CALS menilai, pernyataan Jokowi itu juga menunjukkan bahwa dia tidak menghormati prinsip netralitas aparatur negara yang dijamin oleh undang-undang. CALS menegaskan, bahwa netralitas aparatur negara bukan hanya soal tidak menggunakan fasilitas negara, tetapi juga soal tidak memihak dan tidak mempengaruhi pilihan publik.
CALS juga mengkritik sikap Jokowi yang seolah menganggap remeh persoalan netralitas aparatur negara. Menurut mereka, Jokowi seharusnya memberikan contoh yang baik sebagai pemimpin negara, bukan malah menimbulkan polemik dan kegaduhan.

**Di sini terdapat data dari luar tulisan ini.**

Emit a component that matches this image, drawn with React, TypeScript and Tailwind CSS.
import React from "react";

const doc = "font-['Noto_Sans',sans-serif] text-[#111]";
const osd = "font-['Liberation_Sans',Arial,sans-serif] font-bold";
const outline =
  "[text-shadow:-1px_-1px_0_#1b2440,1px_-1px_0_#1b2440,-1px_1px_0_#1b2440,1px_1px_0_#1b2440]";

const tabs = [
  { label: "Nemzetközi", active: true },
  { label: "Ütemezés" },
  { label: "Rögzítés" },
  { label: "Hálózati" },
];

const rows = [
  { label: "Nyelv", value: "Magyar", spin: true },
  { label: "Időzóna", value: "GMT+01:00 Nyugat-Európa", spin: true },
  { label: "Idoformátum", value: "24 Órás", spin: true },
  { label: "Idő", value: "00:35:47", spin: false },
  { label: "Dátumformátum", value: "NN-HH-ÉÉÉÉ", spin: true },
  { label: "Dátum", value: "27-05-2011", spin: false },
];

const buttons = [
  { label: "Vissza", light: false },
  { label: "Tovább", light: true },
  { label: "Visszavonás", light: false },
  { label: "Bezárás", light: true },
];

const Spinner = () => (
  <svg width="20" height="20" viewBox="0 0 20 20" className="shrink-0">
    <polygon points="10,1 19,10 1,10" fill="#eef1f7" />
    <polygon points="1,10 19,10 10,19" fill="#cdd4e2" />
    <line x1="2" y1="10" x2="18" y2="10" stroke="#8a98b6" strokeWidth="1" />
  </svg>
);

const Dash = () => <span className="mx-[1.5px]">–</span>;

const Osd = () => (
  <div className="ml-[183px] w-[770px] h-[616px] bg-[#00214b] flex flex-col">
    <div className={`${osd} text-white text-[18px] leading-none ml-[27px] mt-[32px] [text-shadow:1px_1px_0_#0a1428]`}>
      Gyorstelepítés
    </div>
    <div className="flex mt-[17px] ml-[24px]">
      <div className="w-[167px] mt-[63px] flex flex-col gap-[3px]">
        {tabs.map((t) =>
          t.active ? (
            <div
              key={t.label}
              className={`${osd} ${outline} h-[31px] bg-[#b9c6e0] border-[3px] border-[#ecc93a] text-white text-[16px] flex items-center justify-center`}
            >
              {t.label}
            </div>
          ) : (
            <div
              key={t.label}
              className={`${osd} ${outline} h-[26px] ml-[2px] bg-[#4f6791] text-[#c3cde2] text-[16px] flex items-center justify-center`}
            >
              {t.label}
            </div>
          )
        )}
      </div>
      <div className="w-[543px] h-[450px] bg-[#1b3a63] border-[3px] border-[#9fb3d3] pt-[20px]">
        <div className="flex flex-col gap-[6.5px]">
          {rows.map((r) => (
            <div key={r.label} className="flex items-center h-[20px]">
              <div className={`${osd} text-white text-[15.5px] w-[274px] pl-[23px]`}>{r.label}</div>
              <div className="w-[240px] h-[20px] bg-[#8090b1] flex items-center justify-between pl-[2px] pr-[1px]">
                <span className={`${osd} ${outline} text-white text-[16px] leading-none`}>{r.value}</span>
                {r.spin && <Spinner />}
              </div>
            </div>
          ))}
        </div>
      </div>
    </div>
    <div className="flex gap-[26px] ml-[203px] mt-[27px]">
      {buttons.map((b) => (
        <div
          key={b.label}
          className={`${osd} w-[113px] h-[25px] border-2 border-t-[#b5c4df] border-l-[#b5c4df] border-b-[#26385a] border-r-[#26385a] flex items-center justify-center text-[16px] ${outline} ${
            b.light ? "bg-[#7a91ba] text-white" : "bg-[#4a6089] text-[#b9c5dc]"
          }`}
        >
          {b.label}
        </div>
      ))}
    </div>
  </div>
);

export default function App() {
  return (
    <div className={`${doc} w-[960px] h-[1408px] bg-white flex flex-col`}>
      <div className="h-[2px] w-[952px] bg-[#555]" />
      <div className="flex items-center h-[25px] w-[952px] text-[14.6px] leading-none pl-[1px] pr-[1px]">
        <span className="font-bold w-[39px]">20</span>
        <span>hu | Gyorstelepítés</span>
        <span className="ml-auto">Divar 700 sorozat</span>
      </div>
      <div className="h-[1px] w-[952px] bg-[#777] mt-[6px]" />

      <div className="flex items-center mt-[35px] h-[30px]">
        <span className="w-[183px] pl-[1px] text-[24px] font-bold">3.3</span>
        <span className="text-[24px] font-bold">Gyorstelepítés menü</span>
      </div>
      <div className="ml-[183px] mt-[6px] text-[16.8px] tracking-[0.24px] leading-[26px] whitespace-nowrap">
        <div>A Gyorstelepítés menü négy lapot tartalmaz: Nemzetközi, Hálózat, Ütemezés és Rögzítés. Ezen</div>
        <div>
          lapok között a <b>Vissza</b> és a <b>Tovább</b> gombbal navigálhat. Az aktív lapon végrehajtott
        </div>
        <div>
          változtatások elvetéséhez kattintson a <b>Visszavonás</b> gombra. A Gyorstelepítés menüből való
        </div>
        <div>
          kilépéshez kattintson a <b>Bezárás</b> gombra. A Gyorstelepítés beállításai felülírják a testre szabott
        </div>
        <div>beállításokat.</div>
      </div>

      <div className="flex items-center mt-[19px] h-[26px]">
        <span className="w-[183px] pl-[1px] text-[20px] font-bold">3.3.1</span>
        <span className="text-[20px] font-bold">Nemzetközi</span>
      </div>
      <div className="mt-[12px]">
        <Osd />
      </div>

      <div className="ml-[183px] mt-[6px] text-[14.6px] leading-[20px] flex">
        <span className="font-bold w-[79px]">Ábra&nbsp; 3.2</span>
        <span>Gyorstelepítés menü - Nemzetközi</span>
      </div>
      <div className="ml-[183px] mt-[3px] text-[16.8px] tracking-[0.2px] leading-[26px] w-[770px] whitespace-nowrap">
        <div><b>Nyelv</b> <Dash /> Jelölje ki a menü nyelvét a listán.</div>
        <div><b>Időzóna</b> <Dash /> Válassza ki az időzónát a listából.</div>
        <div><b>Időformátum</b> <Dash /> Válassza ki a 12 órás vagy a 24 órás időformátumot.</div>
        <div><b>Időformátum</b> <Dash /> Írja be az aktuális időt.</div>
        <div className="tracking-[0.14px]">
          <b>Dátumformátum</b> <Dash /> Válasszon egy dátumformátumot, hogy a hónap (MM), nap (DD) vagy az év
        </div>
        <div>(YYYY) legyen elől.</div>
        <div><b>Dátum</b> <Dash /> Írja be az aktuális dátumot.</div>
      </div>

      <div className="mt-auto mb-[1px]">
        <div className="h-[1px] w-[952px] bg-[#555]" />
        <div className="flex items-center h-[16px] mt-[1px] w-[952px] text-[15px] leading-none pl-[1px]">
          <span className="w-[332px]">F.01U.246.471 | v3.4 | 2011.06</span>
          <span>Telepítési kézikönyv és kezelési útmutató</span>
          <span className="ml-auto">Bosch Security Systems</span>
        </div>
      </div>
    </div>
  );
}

Di sisi lain, Tim Kampanye Nasional (TKN) Prabowo-Gibran membela pernyataan Jokowi. Menurut mereka, Jokowi hanya menyampaikan hak konstitusionalnya sebagai warga negara yang berhak berpolitik.
TKN juga menegaskan, bahwa Jokowi tidak melanggar aturan karena tidak menggunakan fasilitas negara saat berkampanye. Mereka juga menilai, bahwa Jokowi tidak bermaksud mengintervensi proses pemilu, tetapi hanya ingin memberikan dukungan moral kepada Prabowo dan Gibran.
TKN juga menepis anggapan bahwa Jokowi memiliki konflik kepentingan karena anaknya menjadi cawapres. Menurut mereka, Jokowi tidak pernah memaksakan kehendaknya kepada rakyat, tetapi hanya mengajak untuk memilih Prabowo dan Gibran sebagai pemimpin yang terbaik.